Testing Approximate Stationarity Concepts for Piecewise Affine Functions

TL;DR

This paper investigates the computational complexity of detecting approximate stationary points in piecewise affine functions, introduces efficient algorithms, and provides new theoretical insights into subdifferential calculus.

Contribution

It establishes the intractability of first-order stationarity testing, proposes a polynomial-time relaxation, and introduces the first oracle-polynomial-time algorithm for near-stationarity detection.

Findings

Testing first-order stationarity is NP-hard.

A tight characterization of the convex subdifferential sum rule.

An efficient algorithm for detecting near-approximate stationary points.

Abstract

We study the basic computational problem of detecting approximate stationary points for continuous piecewise affine (PA) functions. Our contributions span multiple aspects, including complexity, regularity, and algorithms.
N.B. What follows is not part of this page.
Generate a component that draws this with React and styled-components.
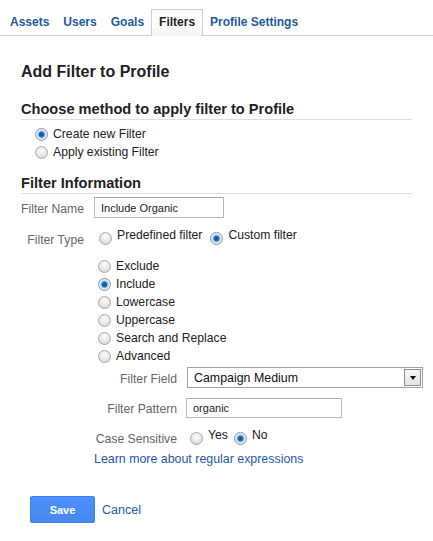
import styled, { createGlobalStyle } from "styled-components"

const GlobalStyle = createGlobalStyle`
    body {
        margin: 0;
        background: #fff;
        font-family: "Liberation Sans", Arial, sans-serif;
        color: #222;
    }
`

const TabBar = styled.div`
    display: flex;
    align-items: flex-end;
    height: 36px;
    box-sizing: border-box;
    padding-left: 3px;
    border-bottom: 1px solid #cfcfcf;
`

const Tab = styled.div`
    box-sizing: border-box;
    padding: 0 7px;
    font-size: 12px;
    font-weight: bold;
    cursor: pointer;
    color: ${props => props.active ? "#222" : "#1d5a9e"};
    height: ${props => props.active ? "27px" : "26px"};
    line-height: ${props => props.active ? "25px" : "27px"};
    margin-bottom: ${props => props.active ? "-1px" : "0"};
    border: ${props => props.active ? "1px solid #cfcfcf" : "0"};
    border-bottom: 0;
    background: ${props => props.active ? "linear-gradient(#fff 45%, #f3f3f3)" : "transparent"};
`

const Content = styled.div`
    padding: 0 21px;
`

const Title = styled.h1`
    margin: 26px 0 0;
    font-size: 16px;
    line-height: 20px;
    font-weight: bold;
    color: #222;
`

const SectionHeading = styled.h2`
    margin: ${props => props.top}px 0 0;
    padding-bottom: 1px;
    font-size: 14.6px;
    line-height: 18px;
    font-weight: bold;
    color: #222;
    border-bottom: 1px solid #dedede;
`

const RadioList = styled.div`
    display: flex;
    flex-direction: column;
    margin-top: ${props => props.top}px;
    padding-left: ${props => props.indent}px;
`

const RadioRow = styled.label`
    display: flex;
    align-items: center;
    gap: 5px;
    height: 18px;
    font-size: 12.2px;
    color: #222;
`

const InlineOptions = styled.div`
    display: flex;
    align-items: center;
    padding-left: 5px;
    gap: 8px;
`

const InlineOption = styled.label`
    display: flex;
    align-items: center;
    gap: 5px;
    font-size: 12.2px;
    color: #222;
`

const RaisedText = styled.span`
    padding-bottom: 7px;
`

const Radio = styled.input.attrs({ type: "radio" })`
    appearance: none;
    margin: 0;
    flex: none;
    width: 13px;
    height: 13px;
    box-sizing: border-box;
    border-radius: 50%;
    border: 1px solid #a9a9a9;
    background: radial-gradient(circle at 50% 35%, #fdfdfd 0%, #e6e6e6 55%, #cdcdcd 100%);

    &:checked {
        border-color: #8397ab;
        background: radial-gradient(circle, #0b4f8e 0, #1d73bd 2.4px, #9dc3e6 3.4px, #e9f0f7 4.6px, #d6dde4 100%);
    }
`

const Grid = styled.div`
    display: grid;
    grid-template-columns: ${props => props.label}px auto;
    grid-auto-rows: auto;
    column-gap: 10px;
    row-gap: ${props => props.gap}px;
    align-items: center;
    justify-items: start;
    margin-top: ${props => props.top}px;
`

const Label = styled.div`
    justify-self: end;
    padding-top: ${props => props.drop || 2}px;
    font-size: 12.2px;
    color: #666;
    white-space: nowrap;
`

const TextInput = styled.input`
    box-sizing: border-box;
    width: ${props => props.w}px;
    height: ${props => props.h}px;
    margin: 0 0 0 ${props => props.shift || 0}px;
    padding: 0 6px;
    border: 1px solid #b9b9b9;
    border-top-color: #a8a8a8;
    font-family: inherit;
    font-size: 11px;
    color: #222;
    outline: none;
`

const Select = styled.div`
    box-sizing: border-box;
    display: flex;
    align-items: center;
    width: 236px;
    height: 21px;
    padding: 1px;
    border: 1px solid #a3a3a3;
    background: #fff;
`

const SelectText = styled.span`
    flex: 1;
    padding-left: 5px;
    font-size: 12.4px;
    color: #111;
`

const SelectButton = styled.span`
    box-sizing: border-box;
    display: flex;
    align-items: center;
    justify-content: center;
    width: 17px;
    height: 100%;
    border: 1px solid #8e8e8e;
    background: linear-gradient(#f7f7f7, #e3e3e3);
`

const Caret = styled.span`
    width: 0;
    height: 0;
    border-left: 3.5px solid transparent;
    border-right: 3.5px solid transparent;
    border-top: 4px solid #111;
`

const Indent = styled.div`
    margin-left: 73px;
`

const Link = styled.a`
    display: block;
    margin-top: ${props => props.top || 0}px;
    font-size: 12.4px;
    line-height: 16px;
    color: #1e5aa5;
    text-decoration: none;
    cursor: pointer;
`

const Actions = styled.div`
    display: flex;
    align-items: center;
    gap: 7px;
    margin: 29px 0 0 9px;
`

const SaveButton = styled.button`
    box-sizing: border-box;
    width: 65px;
    height: 27px;
    border: 1px solid #3b82f0;
    border-radius: 2px;
    background: linear-gradient(#4d90fe, #4787ed);
    color: #fff;
    font-family: inherit;
    font-size: 11px;
    font-weight: bold;
    cursor: pointer;
`

const CancelLink = styled.a`
    font-size: 12.5px;
    color: #1e5aa5;
    cursor: pointer;
`

const tabs = ["Assets", "Users", "Goals", "Filters", "Profile Settings"]
const filterKinds = ["Exclude", "Include", "Lowercase", "Uppercase", "Search and Replace", "Advanced"]

export default function App() {
    return (
        <>
            <GlobalStyle />
            <TabBar>
                {tabs.map(tab => (
                    <Tab key={tab} active={tab === "Filters"}>{tab}</Tab>
                ))}
            </TabBar>
            <Content>
                <Title>Add Filter to Profile</Title>

                <SectionHeading top={18}>Choose method to apply filter to Profile</SectionHeading>
                <RadioList top={5} indent={14}>
                    <RadioRow><Radio name="method" defaultChecked />Create new Filter</RadioRow>
                    <RadioRow><Radio name="method" />Apply existing Filter</RadioRow>
                </RadioList>

                <SectionHeading top={13}>Filter Information</SectionHeading>
                <Grid label={63} gap={9} top={3}>
                    <Label drop={3}>Filter Name</Label>
                    <TextInput w={130} h={21} defaultValue="Include Organic" />
                    <Label drop={3}>Filter Type</Label>
                    <InlineOptions style={{ height: 22 }}>
                        <InlineOption><Radio name="type" /><RaisedText>Predefined filter</RaisedText></InlineOption>
                        <InlineOption><Radio name="type" defaultChecked /><RaisedText>Custom filter</RaisedText></InlineOption>
                    </InlineOptions>
                </Grid>

                <Indent>
                    <RadioList top={8} indent={4}>
                        {filterKinds.map(kind => (
                            <RadioRow key={kind}>
                                <Radio name="kind" defaultChecked={kind === "Include"} />{kind}
                            </RadioRow>
                        ))}
                    </RadioList>

                    <Grid label={83} gap={10} top={2}>
                        <Label drop={3}>Filter Field</Label>
                        <Select>
                            <SelectText>Campaign Medium</SelectText>
                            <SelectButton><Caret /></SelectButton>
                        </Select>
                        <Label>Filter Pattern</Label>
                        <TextInput w={156} h={20} shift={-1} defaultValue="organic" />
                        <Label>Case Sensitive</Label>
                        <InlineOptions style={{ height: 20, gap: 6, paddingLeft: 3 }}>
                            <InlineOption><Radio name="case" /><RaisedText>Yes</RaisedText></InlineOption>
                            <InlineOption><Radio name="case" defaultChecked /><RaisedText>No</RaisedText></InlineOption>
                        </InlineOptions>
                    </Grid>

                    <Link top={3}>Learn more about regular expressions</Link>
                </Indent>

                <Actions>
                    <SaveButton>Save</SaveButton>
                    <CancelLink>Cancel</CancelLink>
                </Actions>
            </Content>
        </>
    )
}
Specifically, we show that testing first-order approximate stationarity concepts, as defined by commonly used generalized subdifferentials, is computationally intractable unless P=NP. To facilitate computability, we consider a polynomial-time solvable relaxation by abusing the convex subdifferential sum rule and establish a tight characterization of its exactness. Furthermore, addressing an open issue motivated by the need to terminate the subgradient method in finite time, we introduce the first oracle-polynomial-time algorithm to detect so-called near-approximate stationary points for PA functions. A notable byproduct of our development in regularity is the first necessary and sufficient condition for the validity of an equality-type (Clarke) subdifferential sum rule. Our techniques revolve around two new geometric notions for convex polytopes and may be of independent interest in nonsmooth analysis. Moreover, some corollaries of our work on complexity and algorithms for stationarity testing address open questions in the literature. To demonstrate the versatility of our results, we complement our findings with applications to a series of structured piecewise smooth functions, including $\rho$-margin-loss SVM, piecewise affine regression, and nonsmooth neural networks.